++++ INFORMATION SHOWN
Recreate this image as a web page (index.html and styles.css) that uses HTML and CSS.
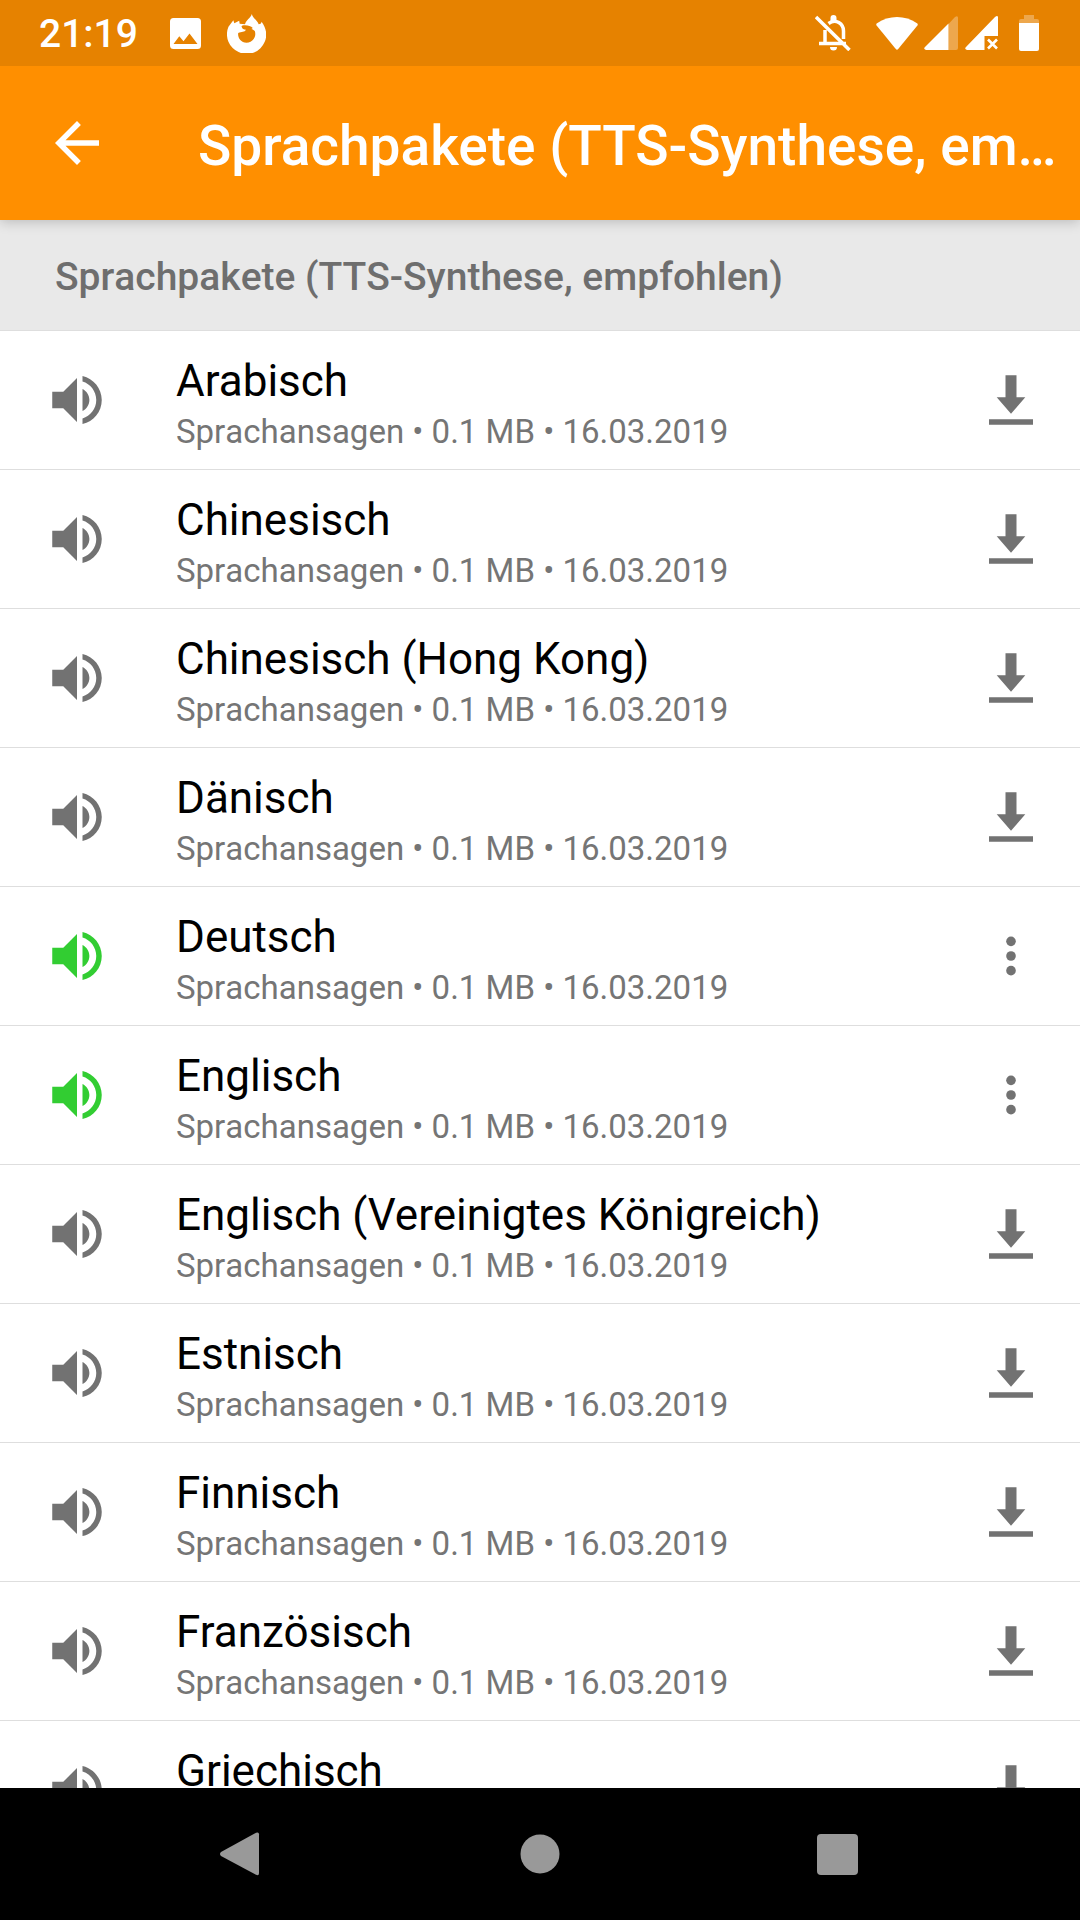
FILE: index.html
```html
<!DOCTYPE html>
<html lang="de">
<head>
<meta charset="utf-8">
<meta name="viewport" content="width=device-width, initial-scale=1">
<title>Sprachpakete</title>
<link rel="stylesheet" href="styles.css">
</head>
<body>
<svg class="sprite" aria-hidden="true">
  <symbol id="speaker" viewBox="0 0 24 24"><path d="M3 9v6h4l5 5V4L7 9H3zm13.500 3c0-1.770-1.020-3.290-2.500-4.030v8.050c1.480-.730 2.500-2.250 2.500-4.020zM14 3.230v2.060c2.890.860 5 3.540 5 6.710s-2.110 5.850-5 6.710v2.060c4.010-.910 7-4.490 7-8.770s-2.990-7.860-7-8.770z"/></symbol>
  <symbol id="download" viewBox="0 0 24 24"><path d="M4 19h16v2H4zM10 3h4v8h3.200L12 17l-5.200-6H10z"/></symbol>
  <symbol id="more" viewBox="0 0 24 24"><circle cx="12" cy="6.670" r="1.750"/><circle cx="12" cy="12" r="1.750"/><circle cx="12" cy="17.330" r="1.750"/></symbol>
</svg>
<div class="screen">
  <div class="status">
    <span class="clock">21:19</span>
    <svg class="s-image" viewBox="0 0 31 31"><path fill-rule="evenodd" d="M3.500 0h24A3.500 3.500 0 0 1 31 3.500v24a3.500 3.500 0 0 1-3.500 3.500h-24A3.500 3.500 0 0 1 0 27.500v-24A3.500 3.500 0 0 1 3.500 0zM3.500 26h24L19.500 15.500l-6 7.800-4.200-5z"/></svg>
    <svg class="s-fox" viewBox="0 0 40 40"><path fill-rule="evenodd" d="M25.500 0c.6 4 5 6 7 10.500 1.600 0 2.500-.6 3-2.500 5 7 6 14 3.200 20.500A19.500 19.500 0 1 1 1.500 13L6.500 6.500l1 3L12.500 7l.5 3c2 0 3.500.3 5.500.5C19.500 6 24.200 4.500 25.500 0zM18.500 11.500c-2.500 0-4 .8-3.500 1.500.8 2.500 2 2.700 4.500 3.200-1.500 2.800-4.500 1.600-8 3.300C10.700 24 14 29.500 20 29.500a9 9 0 0 0 8.500-12c-1.500-1.500-2-1.700-3.500-2.200l1.500-1c-2-2-4.500-2.800-8-2.800z"/></svg>
    <span class="spacer"></span>
    <svg class="s-bell" viewBox="0 0 36 36" fill="none" stroke="#fff"><path stroke-width="3.500" d="M1 2l33.500 33M4 28.500h27M10 28V15M13.500 8.500C21 3 28.500 9 28.500 16v8" fill="none"/><path fill="#fff" stroke="none" d="M15.500 6V3a3 3 0 0 1 6 0v3zM15 32h7a3.500 3.500 0 0 1-7 0z"/></svg>
    <svg class="s-wifi" viewBox="0 0 42 33"><path d="M.6 8.500Q-.3 7.200 1 6.300C13-2 29-2 41 6.300q1.300.9.4 2.200L22.200 32q-1.200 1.300-2.400 0z"/></svg>
    <svg class="s-cell" viewBox="0 0 34 34"><path opacity=".3" d="M24.500 8 31 1q3-2 3 1v30q0 2-2 2h-7.500z"/><path d="M24.500 7.500V34H2q-3-1-1-3z"/></svg>
    <svg class="s-cell2" viewBox="0 0 34 34"><path d="M33 1V20H19.500V34H2q-3-1-1-3L30 1q2.500-2 3 0z"/><path fill="none" stroke="#fff" stroke-width="2.600" d="m23 23.500 9 9m0-9-9 9"/></svg>
    <svg class="s-battery" viewBox="0 0 20 36"><path opacity=".3" d="M5 0h10v4h3q2 0 2 2v2H0V6q0-2 2-2h3z"/><path d="M0 8h20v26q0 2-2 2H2q-2 0-2-2z"/></svg>
  </div>
  <header class="appbar">
    <button class="back" aria-label="Zurück"><svg class="icon" viewBox="0 0 24 24"><path d="M20 11H7.830l5.590-5.590L12 4l-8 8 8 8 1.410-1.410L7.830 13H20z"/></svg></button>
    <h1 class="title">Sprachpakete (TTS-Synthese, empfohlen)</h1>
  </header>
  <main class="content">
    <h2 class="section">Sprachpakete (TTS-Synthese, empfohlen)</h2>
    <ul class="list" id="list"></ul>
  </main>
  <nav class="navbar">
    <button aria-label="Zurück"><svg class="icon" viewBox="0 0 66 66"><path d="M46 11.800q3-1.300 3 1.500v39q0 2.800-3 1.500L11 35q-2-2 0-4z"/></svg></button>
    <button aria-label="Startseite"><svg class="icon" viewBox="0 0 66 66"><circle cx="33" cy="33" r="19.500"/></svg></button>
    <button aria-label="Übersicht"><svg class="icon" viewBox="0 0 66 66"><rect x="13" y="13" width="41" height="41" rx="4"/></svg></button>
  </nav>
</div>
<script src="list.js"></script>
</body>
</html>
```
FILE: styles.css
```css
* { box-sizing: border-box; }
body { margin: 0; font-family: Roboto, "Noto Sans", sans-serif; background: #fff; }
button { border: 0; padding: 0; background: none; color: inherit; display: flex; align-items: center; justify-content: center; }
svg { display: block; fill: currentColor; flex: none; }
.sprite { display: none; }
.icon { width: 66px; height: 66px; }
.screen { display: flex; flex-direction: column; height: 100vh; }

.status { position: relative; z-index: 2; display: flex; align-items: center; flex: none; height: 66px; padding: 0 41px 0 39px; background: #e68200; color: #fff; }
.clock { font-size: 39px; line-height: 46px; font-weight: 500; margin-right: 32px; padding-top: 2px; }
.spacer { flex: 1; }
.s-image { width: 31px; height: 31px; margin-right: 26px; }
.s-fox { width: 39px; height: 39px; }
.s-bell { width: 36px; height: 36px; margin-right: 25px; }
.s-wifi { width: 42px; height: 33px; margin-right: 6px; }
.s-cell { width: 34px; height: 34px; margin-right: 7px; }
.s-cell2 { width: 34px; height: 34px; margin-right: 20px; }
.s-battery { width: 20px; height: 36px; }

.appbar { position: relative; display: flex; align-items: center; flex: none; height: 154px; padding: 0 22px 0 44px; gap: 88px; background: #ff8f00; color: #fff; box-shadow: 0 2px 12px rgba(0, 0, 0, .2); }
.title { flex: 1; min-width: 0; margin: 0; padding-top: 6px; font-size: 55px; line-height: 66px; font-weight: 500; white-space: nowrap; overflow: hidden; text-overflow: ellipsis; }

.content { flex: 1; min-height: 0; overflow: hidden; }
.section { margin: 0; padding: 34px 55px 30px; border-bottom: 1px solid #dedede; background: #e9e9e9; color: #6e6e6e; font-size: 39px; line-height: 46px; font-weight: 500; font-kerning: none; }
.list { margin: 0; padding: 0; list-style: none; }
.row { display: flex; align-items: center; height: 139px; padding: 0 36px 0 44px; border-bottom: 1px solid #dedede; color: #727272; }
.text { flex: 1; min-width: 0; padding: 6px 0 0 66px; }
.name { color: #000; font-size: 44px; line-height: 52px; }
.meta { color: #757575; font-size: 33px; line-height: 40px; margin-top: 5px; font-kerning: none; }
.installed { color: #32cd32; }

.navbar { display: flex; justify-content: center; flex: none; height: 132px; background: #000; color: #999; }
.navbar button { width: 27.5%; }
```
FILE: list.js
```js
const packs = [
  ["Arabisch"], ["Chinesisch"], ["Chinesisch (Hong Kong)"], ["Dänisch"],
  ["Deutsch", true], ["Englisch", true], ["Englisch (Vereinigtes Königreich)"],
  ["Estnisch"], ["Finnisch"], ["Französisch"], ["Griechisch"]
];
document.getElementById("list").innerHTML = packs.map(([name, installed]) => `
  <li class="row">
    <svg class="icon${installed ? " installed" : ""}"><use href="#speaker"/></svg>
    <div class="text"><div class="name">${name}</div><div class="meta">Sprachansagen • 0.1 MB • 16.03.2019</div></div>
    <button aria-label="${name}: ${installed ? "Optionen" : "Herunterladen"}"><svg class="icon"><use href="#${installed ? "more" : "download"}"/></svg></button>
  </li>`).join("");
```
++++++++
■ WRITTEN EXERCISE ■
Using the listing above, gather each line that holds the string "styles" and copy it.

■ SOLUTION ■
Recreate this image as a web page (index.html and styles.css) that uses HTML and CSS.
<link rel="stylesheet" href="styles.css">
FILE: styles.css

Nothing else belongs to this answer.